Hyperconverged infrastructure (HCI) 

Hyperconverged Infrastructure infographic | Service Express

Hyperconverged infrastructure (HCI) is software-based and integrates the same components as CI (servers, storage, networking, etc.) into one unified system that can’t be separated into its own components. This single software-defined platform simplifies business operations, improves application performance and reduces costs while enhancing scalability and flexibility. To create this virtualized environment, HCI relies on hypervisors. 

What is a hypervisor?

What is hypervisor infographic | Service Express

A hypervisor is a program or operating system (OS) that runs virtualized machines (VMs). Hypervisors allow one system to support multiple virtualized environments. 

Advantages of hyperconverged infrastructure 

  • Customizable: Similar to CI, HCI can connect to other units as needed to create a solution tailored to respond to changing needs and future growth. 
  • Accelerates deployment: Since HCI is combined into a single system, the deployment process is more straightforward than CI or traditional environments. 
  • Maximizes productivity: A single unified system decreases the chances of complications or other hardware issues. 
  • Scalability: HCI is easily scalable by adding nodes and allows administrators to independently scale storage and compute resources. 
  • Disaster resilience and security: Data stored across multiple nodes improves disaster resilience, while built-in security keeps data safe and highly secure. 
  • Reduced latency: High-capacity SSD means less latency and faster response times. 
  • Cost savings: HCI can reduce costs compared to purchasing multiple components separately. 

Disadvantages of hyperconverged infrastructure 

  • Vendor lock-in: Like CI, HCI is based on a single vendor’s hardware and software, making it challenging to migrate to a new system in the future. 
  • Compatibility issues: Running a virtualized environment means you might have to assess potential legacy application compatibility. 

Who uses hyperconverged infrastructure? 

HCI has become increasingly popular in recent years because of its ability to simplify IT operations. Organizations of all sizes across many different industries and business sectors use HCI, including education, manufacturing, financial services, government and others. 

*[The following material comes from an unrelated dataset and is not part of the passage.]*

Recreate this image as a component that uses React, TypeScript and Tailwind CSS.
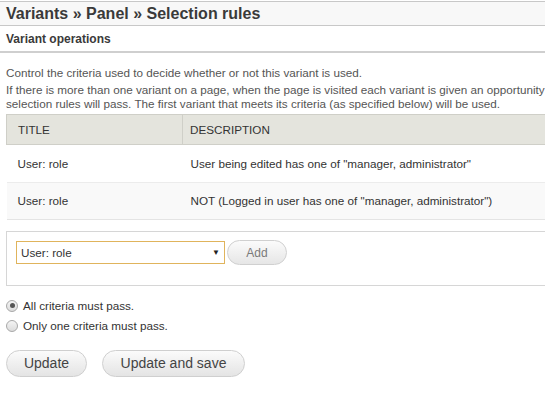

What is the difference between converged and hyperconverged infrastructure? 

Simply put, converged infrastructure is hardware-based, and its components can be managed separately. Hyperconverged infrastructure is software-based, and its components can’t be managed separately. Both architectures can be virtualized and serve as a public and private cloud platform. 

Which infrastructure solution is best for my IT organization? 

Traditional, converged and hyperconverged infrastructures can all drive business value and help streamline operations. Determining the best approach requires an understanding of the following: 

  • Scalability requirements and/or limitations, especially if your organization is growing or anticipates future growth 
  • Existing systems and integrations 
  • Current and future IT resources 
  • Type and level of support required from external vendors 

As always, there’s no one-size-fits-all solution for IT infrastructure. By understanding each model’s differences and advantages, you’re well on your way to finding the right solution to meet business demands.